My very best friend in the entire world, who has been trying with her wife to get pregnant for a while, called me and told me she's pregnant last week. I'm OVERJOYED for her! But it's also bringing back waves of grief.
My BFF and her wife each got to tell one person about the pregnancy — for support during the first few months and also to ensure they’re not isolated/alone if something happens in the first few months — and I’m her one person. So I can’t pull back from her right now; she needs me and I really want to be there for her. And BFF knows about our decision and knows I’m struggling with it. And I’m so grateful for her presence in my life — she’s the only friend who doesn’t tell me stories about how awful children are to try to “cheer me up” about not having kids.
I know the only way past my grief is through it, but I’m wondering if you can provide any advice for being supportive and full of joy with my friend while I’m also grieving the fact that I’ll never have a kid of my own.
Grieving: Oh I’m sorry. Sounds like you need your own “one person” to lean on. Not this friend, of course, and not your wife, but someone outside the swirl of emotion. Your therapist may be the right person, even — if you can mentally treat your sessions as the place where you dump out all the difficult things to clear yourself for being supportive. Like, create a visual of it — a bucket you empty? chalkboard you erase? And have a tangible cue or reference handy to help bring you back to that point if you feel yourself drifting into sadness.
You can also thank her for giving you this tremendous vote of BFF confidence, vow to keep trying to live up to it, and still suggest she choose a backup support person, too, as you work through your own grief.
One thing you didn’t ask about, but it’s something I’ve said before and it’s apt here because I actually object to the decision at the foundation of this near-torture: The “one friend who is sworn to secrecy because something might happen in the early months” thing? It drives me nuts. Well, that’s maybe overstating it … but the idea that info must be on Lockdown Till Week 12 is a kind of rigidity that gets way too much of a pass.
Yes, a lot can happen in a pregnancy, and yes, a lot of the things that happen occur more often in the first tri, and yes, it’s agony to go from sharing great news to having to share news of a pregnancy loss. It’s terrible and there’s a real origin to the practice.

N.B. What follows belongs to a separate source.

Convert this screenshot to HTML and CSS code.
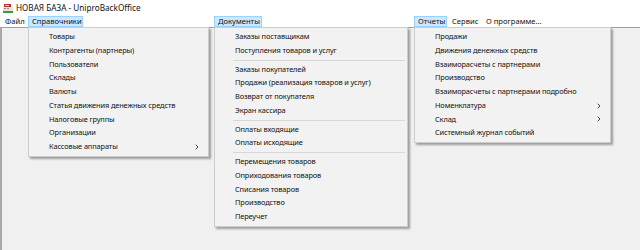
FILE: index.html
```html
<!DOCTYPE html>
<html lang="ru">
<head>
    <meta charset="UTF-8" />
    <title>НОВАЯ БАЗА - UniproBackOffice</title>
    <link rel="stylesheet" href="styles.css">
</head>
<body>
    <div class="window">
        <div class="titlebar">
            <svg class="app-icon" width="10" height="9" viewBox="0 0 10 9">
                <rect x="1" y="0" width="7" height="3" fill="#b3312b"/>
                <rect x="2" y="1" width="4" height="1" fill="#f3d2c8"/>
                <rect x="0" y="3" width="10" height="4" fill="#e9e2d6"/>
                <rect x="1" y="4" width="2" height="1" fill="#8a8a8a"/>
                <rect x="4" y="4" width="2" height="1" fill="#8a8a8a"/>
                <rect x="0" y="7" width="10" height="2" fill="#3f9b3a"/>
            </svg>
            <span class="title">НОВАЯ БАЗА - UniproBackOffice</span>
        </div>

        <div class="menubar">
            <div class="menu-item file">Файл</div>
            <div class="menu-item open dict-item">Справочники
                <div class="dropdown dict">
                    <div class="row">Товары</div>
                    <div class="row">Контрагенты (партнеры)</div>
                    <div class="row">Пользователи</div>
                    <div class="row">Склады</div>
                    <div class="row">Валюты</div>
                    <div class="row">Статья движения денежных средств</div>
                    <div class="row">Налоговые группы</div>
                    <div class="row">Организации</div>
                    <div class="row sub">Кассовые аппараты
                        <svg class="chevron" width="4" height="6" viewBox="0 0 4 6"><path d="M0.7 0.7 L3 3 L0.7 5.3" /></svg>
                    </div>
                </div>
            </div>
            <div class="menu-item open docs">Документы
                <div class="dropdown docs-menu">
                    <div class="row">Заказы поставщикам</div>
                    <div class="row">Поступления товаров и услуг</div>
                    <div class="sep"></div>
                    <div class="row">Заказы покупателей</div>
                    <div class="row">Продажи (реализация товаров и услуг)</div>
                    <div class="row">Возврат от покупателя</div>
                    <div class="row">Экран кассира</div>
                    <div class="sep"></div>
                    <div class="row">Оплаты входящие</div>
                    <div class="row">Оплаты исходящие</div>
                    <div class="sep"></div>
                    <div class="row">Перемещения товаров</div>
                    <div class="row">Оприходования товаров</div>
                    <div class="row">Списания товаров</div>
                    <div class="row">Производство</div>
                    <div class="row">Переучет</div>
                </div>
            </div>
            <div class="menu-item open reports">Отчеты
                <div class="dropdown reports-menu">
                    <div class="row">Продажи</div>
                    <div class="row">Движения денежных средств</div>
                    <div class="row">Взаиморасчеты с партнерами</div>
                    <div class="row">Производство</div>
                    <div class="row">Взаиморасчеты с партнерами подробно</div>
                    <div class="row sub">Номенклатура
                        <svg class="chevron" width="4" height="6" viewBox="0 0 4 6"><path d="M0.7 0.7 L3 3 L0.7 5.3" /></svg>
                    </div>
                    <div class="row sub">Склад
                        <svg class="chevron" width="4" height="6" viewBox="0 0 4 6"><path d="M0.7 0.7 L3 3 L0.7 5.3" /></svg>
                    </div>
                    <div class="row">Системный журнал событий</div>
                </div>
            </div>
            <div class="menu-item service">Сервис</div>
            <div class="menu-item">О программе...</div>
        </div>

        <div class="client"></div>
    </div>
</body>
</html>
```

FILE: styles.css
```css
*{
    margin:0;
    padding:0;
    box-sizing:border-box;
}
body{
    width:640px;
    height:250px;
    overflow:hidden;
    background:#fff;
    font-family:"Noto Sans", "Open Sans", sans-serif;
    font-size:8px;
    color:#111;
}
.window{
    display:flex;
    flex-direction:column;
    height:250px;
}
.titlebar{
    height:16px;
    display:flex;
    align-items:center;
    padding-left:3px;
    background:#fff;
}
.app-icon{
    display:block;
    margin-right:3px;
}
.title{
    font-size:8.2px;
    line-height:16px;
}
.menubar{
    height:11px;
    display:flex;
    align-items:flex-start;
    background:#fff;
    position:relative;
    z-index:2;
}
.menu-item{
    position:relative;
    height:11px;
    line-height:9px;
    font-size:7.6px;
    padding:0 3px;
    border:1px solid transparent;
    white-space:nowrap;
    text-align:center;
}
.menu-item.open{
    background:#cce8ff;
    border-color:#99d1ff;
}
.menu-item.file{
    width:28px;
    padding-left:4px;
    text-align:left;
}
.dict-item{
    width:55px;
}
.menu-item.docs{
    width:48px;
    margin-left:131px;
}
.menu-item.reports{
    width:33px;
    margin-left:152px;
}
.menu-item.service{
    width:35px;
    padding-left:4px;
    text-align:left;
}
.dropdown{
    position:absolute;
    left:-1px;
    top:10px;
    background:#f2f2f2;
    border:1px solid #cccccc;
    box-shadow:2px 2px 2px rgba(0, 0, 0, 0.35);
    padding:2px 0;
    text-align:left;
    font-size:7.4px;
    letter-spacing:-0.12px;
}
.dict{
    width:181px;
}
.docs-menu{
    width:194px;
}
.reports-menu{
    width:197px;
}
.row{
    height:13.75px;
    line-height:13.75px;
    padding-left:20px;
    display:flex;
    align-items:center;
    justify-content:space-between;
    padding-right:9px;
}
.chevron{
    display:block;
}
.chevron path{
    fill:none;
    stroke:#333;
    stroke-width:0.9;
}
.sep{
    height:5px;
    display:flex;
    align-items:center;
    padding:0 2px 0 18px;
}
.sep::after{
    content:"";
    display:block;
    width:100%;
    height:1px;
    background:#d7d7d7;
}
.client{
    flex:1;
    background:#f0f0f0;
    border-top:1px solid #a0a0a0;
    border-left:2px solid #a9a9a9;
}
```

But over the years I have seen so many contortions done in the name of protecting this news embargo so absolutely !!! that it seems way out of proportion. Tell your innermost circle, the handful of people you’d want to know good news or bad. Trust them and trust yourself to let go of utter control of the news. It’s just a kinder thing to ask of our loved ones, even those who aren’t grieving the exact thing they’re being asked to celebrate.